Her Müslüman’ın düşüncesi ve duâsı “imanla kabre girmek”tir. Ancak, “yağmuru ağaç yarattı” derseniz, bunun adı şirktir. Bu inançla ölen kimse de aslâ Cennet’e giremez ve ebediyen Cehennem’de kalır.
Çocuklarımıza sahih bir îman telkin etmek yerine bu bozuk ve müzahraf bilgiler niçin dayatılır? Fullbright eğitim anlaşmasından dolayı mı?...
İslâm’ın bir diğer temel esası, iffet ve hayâdır. Peki çocuklarımız iffet ve hayâ dersini kimden, nereden ve nasıl alacaklar? İslam ahlakının temel esası, nâmahremle ihtilattan çekinmeye dayanır.
Müslüman erkek ve Müslüman kız çocuklar işte bu düşünceden dolayı asırlar boyunca “hayâlı” olmuşlardır. Bu gerçek yok edilirse hayâ perdesi parçalanır. Peki okullarda buna uyuluyor mu?
İffet ve hayâ perdesini yırtmamanın bir diğer yolu, nâmahreme nazar etmemek, Allah’ın emrettiği şekilde tesettüre bürünmek ve ona uygun yaşamaktır.

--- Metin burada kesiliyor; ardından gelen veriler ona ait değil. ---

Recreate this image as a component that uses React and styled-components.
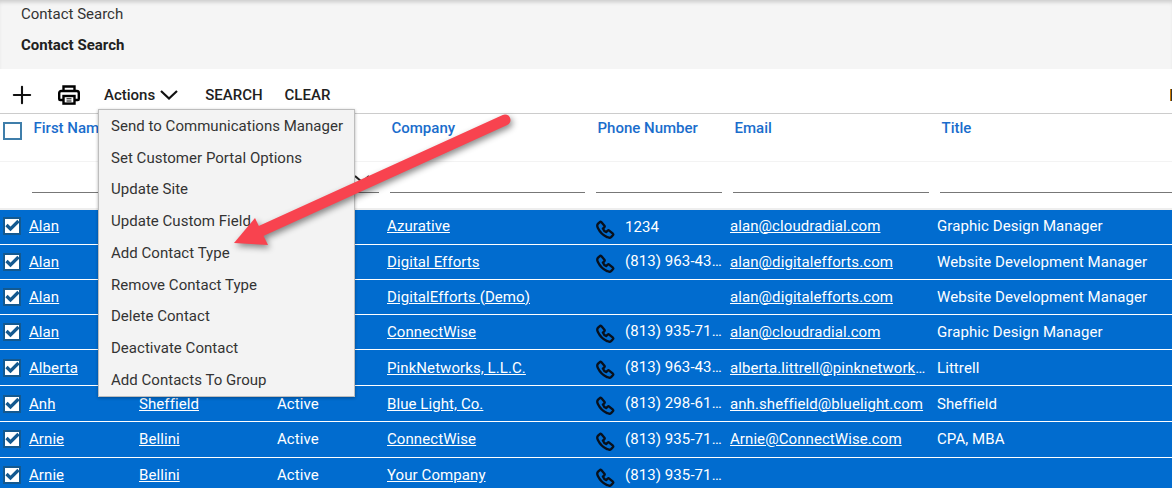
import React from 'react';
import styled, { createGlobalStyle } from 'styled-components';
import { Plus } from 'lucide-react';

const menuItems = [
  'Send to Communications Manager',
  'Set Customer Portal Options',
  'Update Site',
  'Update Custom Field',
  'Add Contact Type',
  'Remove Contact Type',
  'Delete Contact',
  'Deactivate Contact',
  'Add Contacts To Group',
];

const contacts = [
  { first: 'Alan', last: '', status: '', company: 'Azurative', phone: '1234', email: 'alan@cloudradial.com', title: 'Graphic Design Manager', height: 35, pad: 3, drop: 4 },
  { first: 'Alan', last: '', status: '', company: 'Digital Efforts', phone: '(813) 963-4321', email: 'alan@digitalefforts.com', title: 'Website Development Manager', height: 35, pad: 1 },
  { first: 'Alan', last: '', status: '', company: 'DigitalEfforts (Demo)', phone: '', email: 'alan@digitalefforts.com', title: 'Website Development Manager', height: 35, pad: 1 },
  { first: 'Alan', last: '', status: '', company: 'ConnectWise', phone: '(813) 935-7100', email: 'alan@cloudradial.com', title: 'Graphic Design Manager', height: 35, pad: 1 },
  { first: 'Alberta', last: '', status: '', company: 'PinkNetworks, L.L.C.', phone: '(813) 963-4321', email: 'alberta.littrell@pinknetworks.com', title: 'Littrell', height: 36, pad: 0 },
  { first: 'Anh', last: 'Sheffield', status: 'Active', company: 'Blue Light, Co.', phone: '(813) 298-6100', email: 'anh.sheffield@bluelight.com', title: 'Sheffield', height: 36, pad: 0 },
  { first: 'Arnie', last: 'Bellini', status: 'Active', company: 'ConnectWise', phone: '(813) 935-7100', email: 'Arnie@ConnectWise.com', title: 'CPA, MBA', height: 36, pad: 1 },
  { first: 'Arnie', last: 'Bellini', status: 'Active', company: 'Your Company', phone: '(813) 935-7100', email: '', title: '', height: 36, pad: 1 },
];

const HandsetIcon = () => (
  <PhoneSvg width="19" height="19" viewBox="0 0 18 18">
    <path d="M5 2 L8 5.5 C8.4 6 8.2 6.6 7.8 7 L6.6 8.2 C7 9.5 8.5 11 9.8 11.4 L11 10.2 C11.4 9.8 12 9.6 12.5 10 L16 13 C16.4 13.4 16.4 14 16 14.4 L14.5 16 C13.5 17 12 17 10.5 16.2 C6.5 14.3 3.7 11.5 1.8 7.5 C1 6 1 4.5 2 3.5 L3.6 2 C4 1.6 4.6 1.6 5 2 Z" fill="none" stroke="#08101c" strokeWidth="2.2" />
  </PhoneSvg>
);

const Contacts = () => (
  <>
    {contacts.map((c, i) => (
      <Row key={i} $height={c.height} $pad={c.pad}>
        <CheckCell>
          <svg width="18" height="18" viewBox="0 0 18 18">
            <rect x="1" y="1" width="16" height="16" fill="#fff" stroke="#14598f" strokeWidth="2" />
            <path d="M3.5 8 L7.5 12 L15.5 4" fill="none" stroke="#14598f" strokeWidth="3.2" />
          </svg>
        </CheckCell>
        <Cell><a href="#">{c.first}</a></Cell>
        <Cell><a href="#">{c.last}</a></Cell>
        <Cell>{c.status}</Cell>
        <Cell><a href="#">{c.company}</a></Cell>
        <PhoneCell $drop={c.drop || 0}>
          {c.phone && <HandsetIcon />}
          <PhoneText>{c.phone}</PhoneText>
        </PhoneCell>
        <Cell><a href="#">{c.email}</a></Cell>
        <Cell>{c.title}</Cell>
      </Row>
    ))}
  </>
);

export default function App() {
  return (
    <Page>
      <GlobalStyle />
      <Heading>
        <Crumb>Contact Search</Crumb>
        <PageTitle>Contact Search</PageTitle>
      </Heading>

      <Toolbar>
        <IconButton $width={32}><Plus size={28} strokeWidth={1.8} color="#111" /></IconButton>
        <IconButton $width={62}>
          <svg width="22" height="20" viewBox="0 0 22 20">
            <path d="M5.5 6V1.5h11V6" fill="none" stroke="#000" strokeWidth="2.4" />
            <path d="M5 15H2.2A1 1 0 0 1 1.2 14V8a2 2 0 0 1 2-2h15.6a2 2 0 0 1 2 2v6a1 1 0 0 1-1 1H17" fill="none" stroke="#000" strokeWidth="2.4" />
            <rect x="5.5" y="11" width="11" height="7.6" fill="none" stroke="#000" strokeWidth="2.4" />
            <path d="M8.5 13.8h5M8.5 16h5" stroke="#000" strokeWidth="1" />
          </svg>
        </IconButton>
        <ActionsButton>
          Actions
          <svg width="18" height="10" viewBox="0 0 18 10">
            <path d="M1 1l8 7.5L17 1" fill="none" stroke="#111" strokeWidth="2.2" />
          </svg>
        </ActionsButton>
        <TextButton>SEARCH</TextButton>
        <TextButton>CLEAR</TextButton>
        <CutOff />
      </Toolbar>

      <HeaderRow>
        <HeaderCheck />
        <HeaderLabel>First Name</HeaderLabel>
        <HeaderLabel />
        <HeaderLabel />
        <HeaderLabel>Company</HeaderLabel>
        <HeaderLabel>Phone Number</HeaderLabel>
        <HeaderLabel>Email</HeaderLabel>
        <HeaderLabel>Title</HeaderLabel>
      </HeaderRow>

      <FilterRow>
        <Filter />
        <Filter />
        <Filter>
          <svg width="16" height="8" viewBox="0 0 16 8">
            <path d="M1 1l7 6 7-6" fill="none" stroke="#222" strokeWidth="2" />
          </svg>
        </Filter>
        <Filter />
        <Filter />
        <Filter />
        <Filter />
      </FilterRow>

      <Contacts />

      <Menu>
        {menuItems.map(item => <MenuItem key={item}>{item}</MenuItem>)}
      </Menu>

      <Arrow width="300" height="150" viewBox="0 0 300 150">
        <path d="M275 12 L31 123" stroke="#f8434f" strokeWidth="11" strokeLinecap="round" fill="none" />
        <path d="M4 135 L25 110 L38 137 Z" fill="#f8434f" />
      </Arrow>
    </Page>
  );
}

const GlobalStyle = createGlobalStyle`
  html, body {
    margin: 0;
    padding: 0;
    background: #fff;
  }
  * {
    box-sizing: border-box;
  }
`;

const Page = styled.div`
  position: relative;
  width: 1172px;
  height: 488px;
  overflow: hidden;
  font-family: Roboto, "Liberation Sans", sans-serif;
  font-size: 15px;
  color: #212121;
`;

const Heading = styled.header`
  height: 69px;
  padding: 5px 0 0 21px;
  background: #f5f5f5;
  box-shadow: inset 0 4px 4px -2px rgba(0, 0, 0, 0.18);
`;

const Crumb = styled.div`
  line-height: 18px;
  color: #333;
`;

const PageTitle = styled.h1`
  margin: 13px 0 0;
  font-size: 15px;
  font-weight: 700;
  line-height: 18px;
  color: #212121;
`;

const Toolbar = styled.div`
  display: flex;
  align-items: center;
  height: 45px;
  padding: 8px 0 0 6px;
  border-bottom: 1px solid #ccc;
`;

const IconButton = styled.div`
  display: flex;
  justify-content: center;
  align-items: center;
  width: ${p => p.$width}px;
`;

const ActionsButton = styled.div`
  display: flex;
  align-items: center;
  gap: 5px;
  margin: 0 5px 0 4px;
  font-weight: 500;
`;

const TextButton = styled.div`
  margin-left: 22px;
  font-weight: 500;
`;

const CutOff = styled.div`
  width: 2px;
  height: 12px;
  margin: -1px 0 0 auto;
  background: linear-gradient(90deg, #c87800 50%, #333 50%);
`;

const HeaderRow = styled.div`
  display: grid;
  grid-template-columns: 100px 125px 100px 195px 126px 196px 1fr;
  column-gap: 11px;
  position: relative;
  height: 48px;
  padding: 5px 0 0 32px;
  border-bottom: 1px solid #f3f3f3;
`;

const HeaderCheck = styled.div`
  position: absolute;
  top: 8px;
  left: 3px;
  width: 19px;
  height: 18px;
  border: 2px solid #3f7eaa;
`;

const HeaderLabel = styled.div`
  padding-left: 1.5px;
  line-height: 18px;
  font-weight: 500;
  color: #1a6dcc;
`;

const FilterRow = styled.div`
  display: grid;
  grid-template-columns: 100px 125px 100px 195px 126px 196px 1fr;
  column-gap: 11px;
  height: 48px;
  padding: 0 0 15px 32px;
  border-bottom: 2px solid #eee;
`;

const Filter = styled.div`
  display: flex;
  justify-content: flex-end;
  padding: 13px 9px 0 0;
  border-bottom: 1px solid #777;
`;

const Row = styled.div`
  display: grid;
  grid-template-columns: 29px 110px 138px 110px 209px 134px 207px 1fr;
  align-items: center;
  height: ${p => p.$height}px;
  padding-bottom: ${p => p.$pad}px;
  background: #016ccf;
  border-bottom: 1px solid #fff;
  color: #fff;
  letter-spacing: 0.08px;

  a {
    color: #fff;
    text-decoration: underline;
  }
`;

const Cell = styled.div`
  overflow: hidden;
  padding-right: 10px;
  white-space: nowrap;
  text-overflow: ellipsis;
  line-height: 18px;
`;

const CheckCell = styled.div`
  display: flex;
  padding-left: 3px;
`;

const PhoneCell = styled.div`
  display: flex;
  align-items: flex-start;
  gap: 10px;
  margin-top: ${p => p.$drop}px;
`;

const PhoneSvg = styled.svg`
  flex: none;
  margin-top: 4px;
`;

const PhoneText = styled.span`
  overflow: hidden;
  width: 98px;
  margin-top: 2px;
  white-space: nowrap;
  text-overflow: ellipsis;
  line-height: 18px;
`;

const Menu = styled.div`
  position: absolute;
  top: 109px;
  left: 98px;
  width: 257px;
  height: 288px;
  padding-top: 0.8px;
  background: #f3f3f3;
  border: 1px solid #bdbdbd;
  box-shadow: 0 1px 3px rgba(0, 0, 0, 0.3);
`;

const MenuItem = styled.div`
  height: 31.75px;
  padding-left: 12px;
  line-height: 31px;
  white-space: nowrap;
  color: #333;
  letter-spacing: 0.03px;
`;

const Arrow = styled.svg`
  position: absolute;
  top: 108px;
  left: 230px;
  overflow: visible;
  filter: drop-shadow(2px 3px 3px rgba(0, 0, 0, 0.45));
`;
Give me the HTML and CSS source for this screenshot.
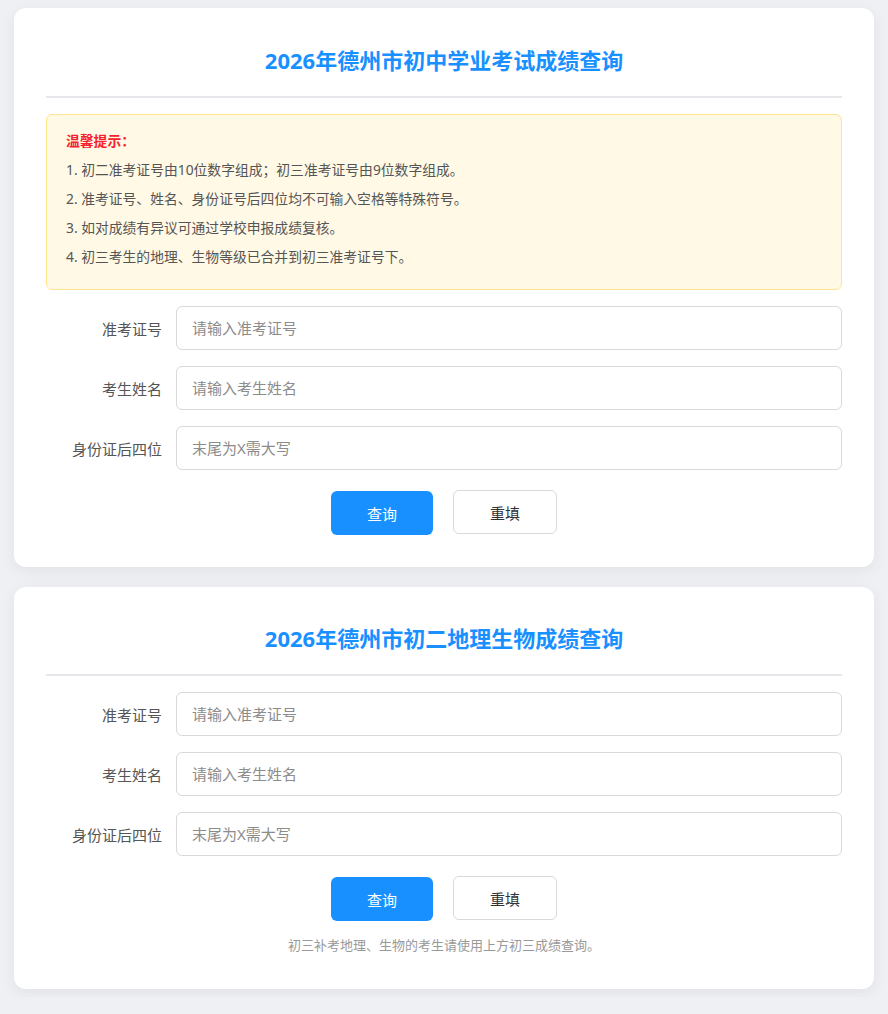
FILE: index.html
```html
<!DOCTYPE html>
<html lang="zh-CN">
<head>
    <meta charset="UTF-8">
    <meta name="viewport" content="width=device-width, initial-scale=1.0">
    <title>2026年德州市成绩查询</title>
    <link rel="stylesheet" href="styles.css">
</head>
<body>
    <div class="page">
        <div class="card">
            <h1 class="card-title">2026年德州市初中学业考试成绩查询</h1>
            <div class="notice">
                <div class="notice-title">温馨提示：</div>
                <div>1. 初二准考证号由10位数字组成；初三准考证号由9位数字组成。</div>
                <div>2. 准考证号、姓名、身份证号后四位均不可输入空格等特殊符号。</div>
                <div>3. 如对成绩有异议可通过学校申报成绩复核。</div>
                <div>4. 初三考生的地理、生物等级已合并到初三准考证号下。</div>
            </div>
            <form class="query-form">
                <div class="form-row">
                    <label class="form-label" for="zkzh1">准考证号</label>
                    <input class="form-input" type="text" id="zkzh1" placeholder="请输入准考证号">
                </div>
                <div class="form-row">
                    <label class="form-label" for="xm1">考生姓名</label>
                    <input class="form-input" type="text" id="xm1" placeholder="请输入考生姓名">
                </div>
                <div class="form-row">
                    <label class="form-label" for="sfz1">身份证后四位</label>
                    <input class="form-input" type="text" id="sfz1" placeholder="末尾为X需大写">
                </div>
                <div class="form-actions">
                    <button type="button" class="btn btn-primary">查询</button>
                    <button type="reset" class="btn btn-default">重填</button>
                </div>
            </form>
        </div>

        <div class="card">
            <h1 class="card-title card-title-sub">2026年德州市初二地理生物成绩查询</h1>
            <form class="query-form">
                <div class="form-row">
                    <label class="form-label" for="zkzh2">准考证号</label>
                    <input class="form-input" type="text" id="zkzh2" placeholder="请输入准考证号">
                </div>
                <div class="form-row">
                    <label class="form-label" for="xm2">考生姓名</label>
                    <input class="form-input" type="text" id="xm2" placeholder="请输入考生姓名">
                </div>
                <div class="form-row">
                    <label class="form-label" for="sfz2">身份证后四位</label>
                    <input class="form-input" type="text" id="sfz2" placeholder="末尾为X需大写">
                </div>
                <div class="form-actions">
                    <button type="button" class="btn btn-primary">查询</button>
                    <button type="reset" class="btn btn-default">重填</button>
                </div>
            </form>
            <p class="tip">初三补考地理、生物的考生请使用上方初三成绩查询。</p>
        </div>
    </div>
</body>
</html>
```

FILE: styles.css
```css
body {
    margin: 0;
    padding: 0;
    background-color: #eef0f4;
    font-family: "Noto Sans", "Noto Sans CJK SC", sans-serif;
    color: #333;
}
.page {
    padding: 8px 14px;
    display: flex;
    flex-direction: column;
    gap: 20px;
}
.card {
    background-color: #fff;
    border-radius: 12px;
    padding: 32px;
    box-shadow: 0 4px 16px rgba(0, 0, 0, 0.06);
}
.card-title {
    margin: 0;
    font-size: 22px;
    line-height: 40px;
    font-weight: bold;
    color: #1890ff;
    text-align: center;
    padding-bottom: 16px;
    border-bottom: 2px solid #e6e7eb;
}
.card-title-sub {
    line-height: 38px;
    padding-bottom: 17px;
}
.notice {
    margin-top: 16px;
    padding: 11px 19px 18px;
    background-color: #fff9e5;
    border: 1px solid #ffe58f;
    border-radius: 6px;
    font-size: 13.8px;
    line-height: 29px;
    color: #555;
}
.notice-title {
    color: #f5222d;
    font-weight: bold;
}
.query-form {
    margin-top: 16px;
    display: flex;
    flex-direction: column;
    gap: 16px;
}
.form-row {
    display: flex;
    align-items: center;
    gap: 14px;
}
.form-label {
    width: 116px;
    text-align: right;
    font-size: 15px;
    color: #555;
}
.form-input {
    flex: 1;
    height: 44px;
    box-sizing: border-box;
    padding: 0 15px;
    border: 1px solid #d9d9d9;
    border-radius: 6px;
    font-family: inherit;
    font-size: 15px;
    color: #333;
    outline: none;
}
.form-input::placeholder {
    color: #8c8c8c;
}
.form-actions {
    margin-top: 4px;
    display: flex;
    justify-content: center;
    align-items: flex-start;
    gap: 20px;
}
.btn {
    height: 44px;
    border-radius: 6px;
    font-family: inherit;
    font-size: 15px;
    cursor: pointer;
}
.btn-primary {
    width: 102px;
    margin-top: 1px;
    background-color: #1890ff;
    border: none;
    color: #fff;
}
.btn-default {
    width: 104px;
    background-color: #fff;
    border: 1px solid #d9d9d9;
    color: #333;
}
.tip {
    margin: 13px 0 0;
    padding-bottom: 1px;
    font-size: 13px;
    line-height: 22px;
    color: #999;
    text-align: center;
}
```
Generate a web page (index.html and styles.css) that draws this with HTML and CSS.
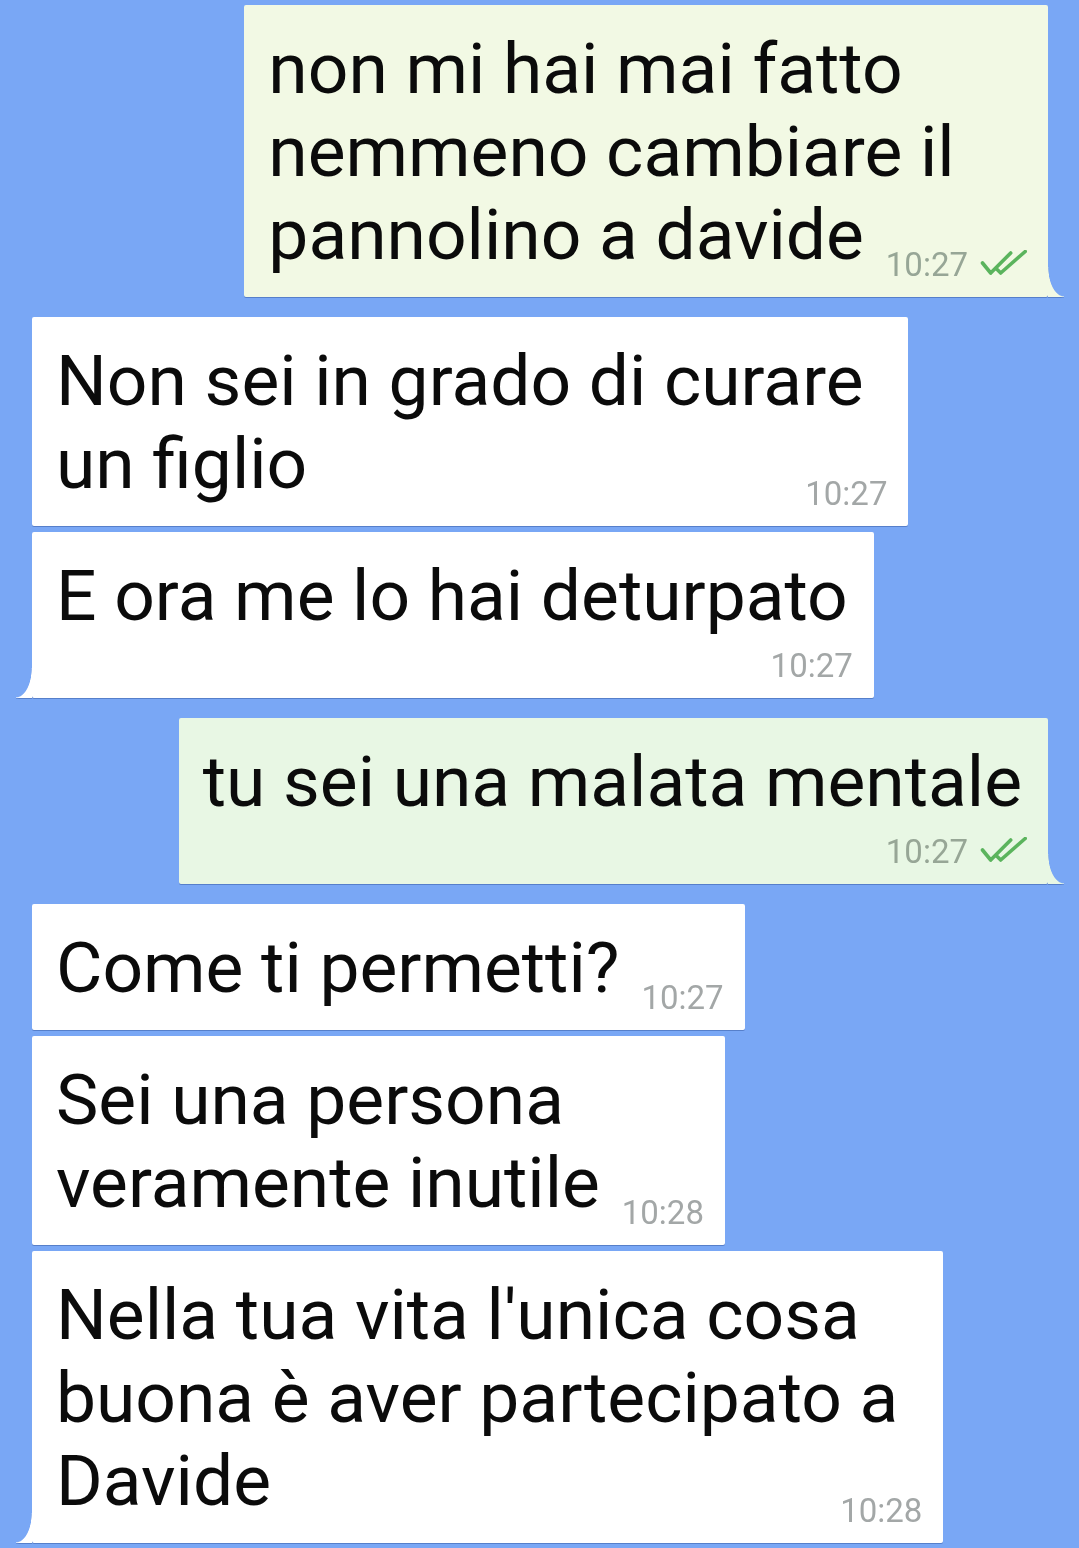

Peki insanın bunu tek başına sağlamaya gücü yeter mi?
Yetmez.
Ancak devletin gücü yeter. Bakınız koronavirüs hâdisesinde devlet, “herkes maske takacak!” dedi ve herkes maske taktı. Aynı şekilde “herkes edepli giyinecek, edepli davranacak” denilse, herkes mecburen buna uyar.
“Karı kocanın yatak odasında yapacağı hareketler dışarıda alâmeleinnas yapılamaz!” denilse herkes mecburen buna uyar. O vakit ne olur? Nüfusun Müslüman olan kesimi pek çok haramdan korunmuş ve sakınmış olur. Dolayısıyla Cennet’in yolu kolaylaşır. “Ârif olana bir işaret kâfi” denilmiş.
Bu kadar işaretler kâfi.
Sözün özü şu:
Devlet yardımı olmadan Cennet’e kavuşmak çok zor. Devlet nasıl vatandaşların ev sahibi olması için çözüm yolları arıyorsa, mü’min ve Müslüman vatandaşlarının Cennet’e ulaşması için de gerekli desteği vermeli.